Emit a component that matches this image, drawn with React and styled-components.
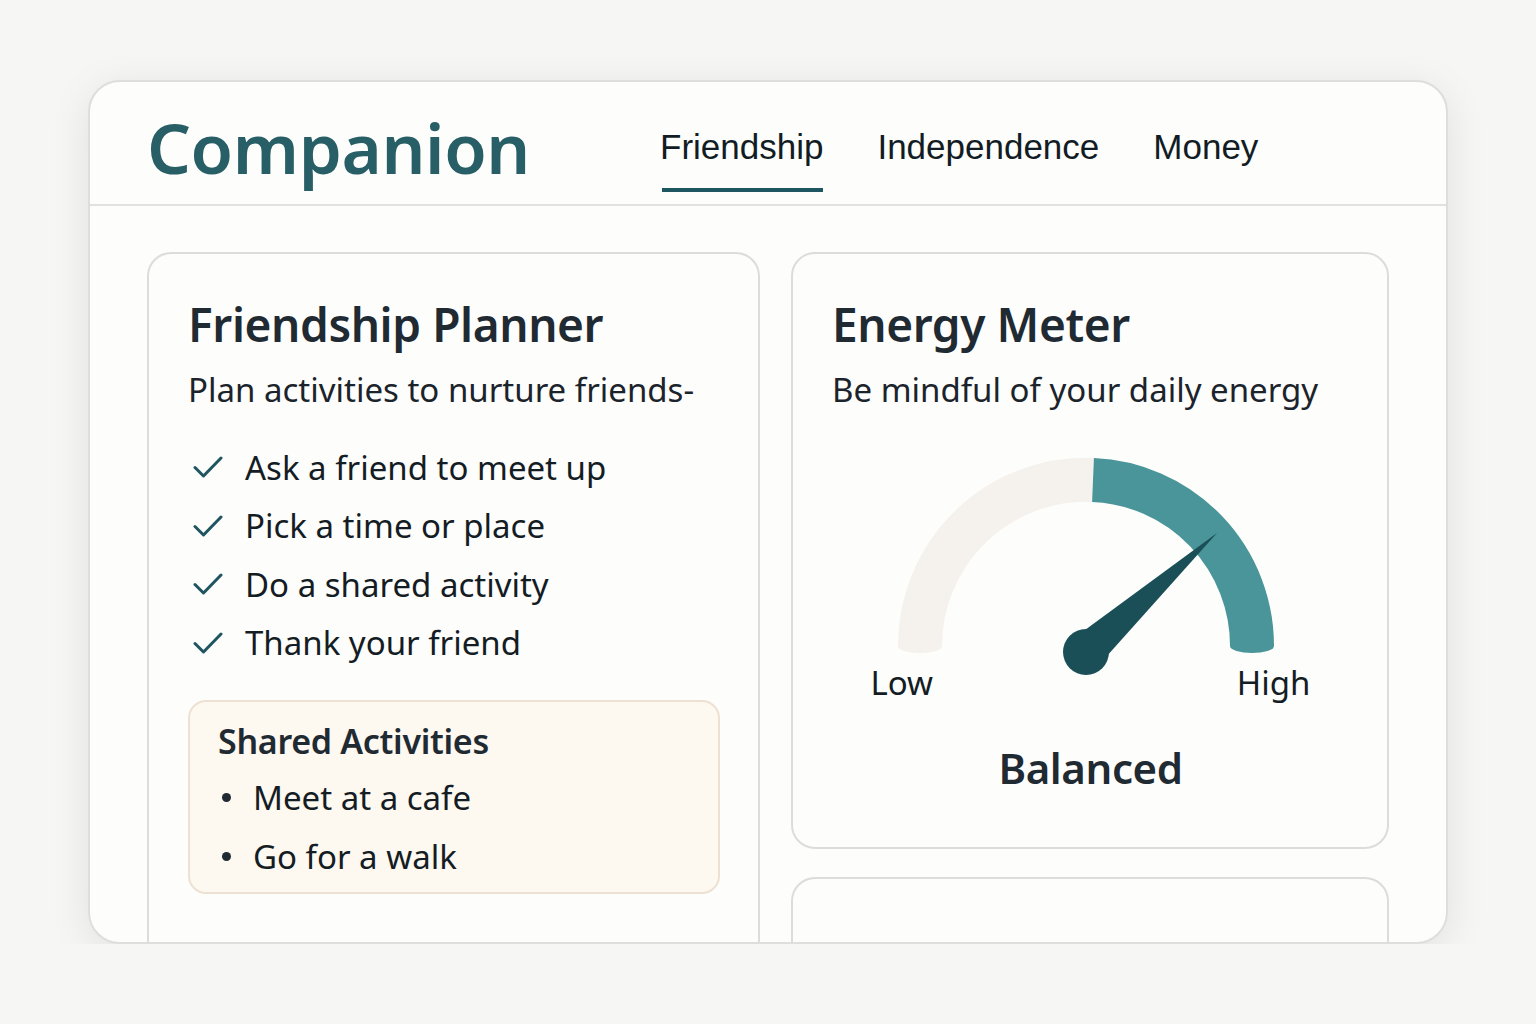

* * *

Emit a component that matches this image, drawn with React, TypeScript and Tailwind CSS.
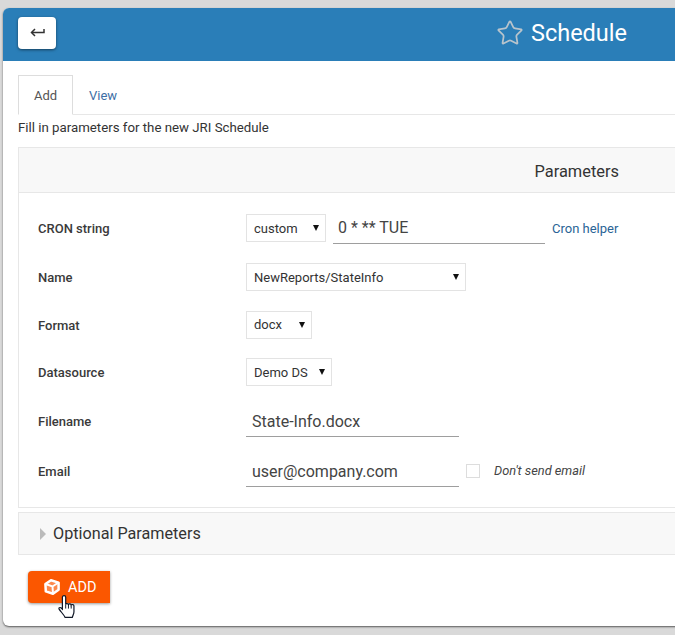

--

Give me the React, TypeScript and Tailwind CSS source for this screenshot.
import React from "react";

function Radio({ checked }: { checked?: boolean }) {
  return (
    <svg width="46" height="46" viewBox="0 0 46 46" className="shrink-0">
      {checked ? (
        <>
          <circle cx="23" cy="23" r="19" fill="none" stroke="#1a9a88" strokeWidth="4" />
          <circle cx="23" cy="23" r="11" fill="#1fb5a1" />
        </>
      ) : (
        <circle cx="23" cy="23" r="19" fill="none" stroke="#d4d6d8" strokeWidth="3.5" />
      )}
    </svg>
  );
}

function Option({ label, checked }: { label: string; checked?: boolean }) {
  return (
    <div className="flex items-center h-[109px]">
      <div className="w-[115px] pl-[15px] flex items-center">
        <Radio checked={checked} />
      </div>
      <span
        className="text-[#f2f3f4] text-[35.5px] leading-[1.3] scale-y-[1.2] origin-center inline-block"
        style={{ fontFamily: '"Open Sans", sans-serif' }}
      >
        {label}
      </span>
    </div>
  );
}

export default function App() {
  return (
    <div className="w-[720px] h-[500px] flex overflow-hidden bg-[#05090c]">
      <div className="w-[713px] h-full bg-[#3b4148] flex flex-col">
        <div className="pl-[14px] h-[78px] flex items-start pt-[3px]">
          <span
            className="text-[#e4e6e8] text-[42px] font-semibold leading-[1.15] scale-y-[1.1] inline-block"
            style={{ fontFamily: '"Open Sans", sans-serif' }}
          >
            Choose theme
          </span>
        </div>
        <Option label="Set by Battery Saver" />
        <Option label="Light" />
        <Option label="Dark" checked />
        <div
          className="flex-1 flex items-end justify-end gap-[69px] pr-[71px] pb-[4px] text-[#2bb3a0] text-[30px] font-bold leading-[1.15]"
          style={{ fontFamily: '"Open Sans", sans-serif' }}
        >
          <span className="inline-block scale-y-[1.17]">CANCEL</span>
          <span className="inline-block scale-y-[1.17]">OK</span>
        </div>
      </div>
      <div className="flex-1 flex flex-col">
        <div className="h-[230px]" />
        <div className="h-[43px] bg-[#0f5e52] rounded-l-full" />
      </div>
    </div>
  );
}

- _Your task_
Only lines with the word "that" should be collected from the material.

- _Problem solution_
Emit a component that matches this image, drawn with React and styled-components.
Emit a component that matches this image, drawn with React, TypeScript and Tailwind CSS.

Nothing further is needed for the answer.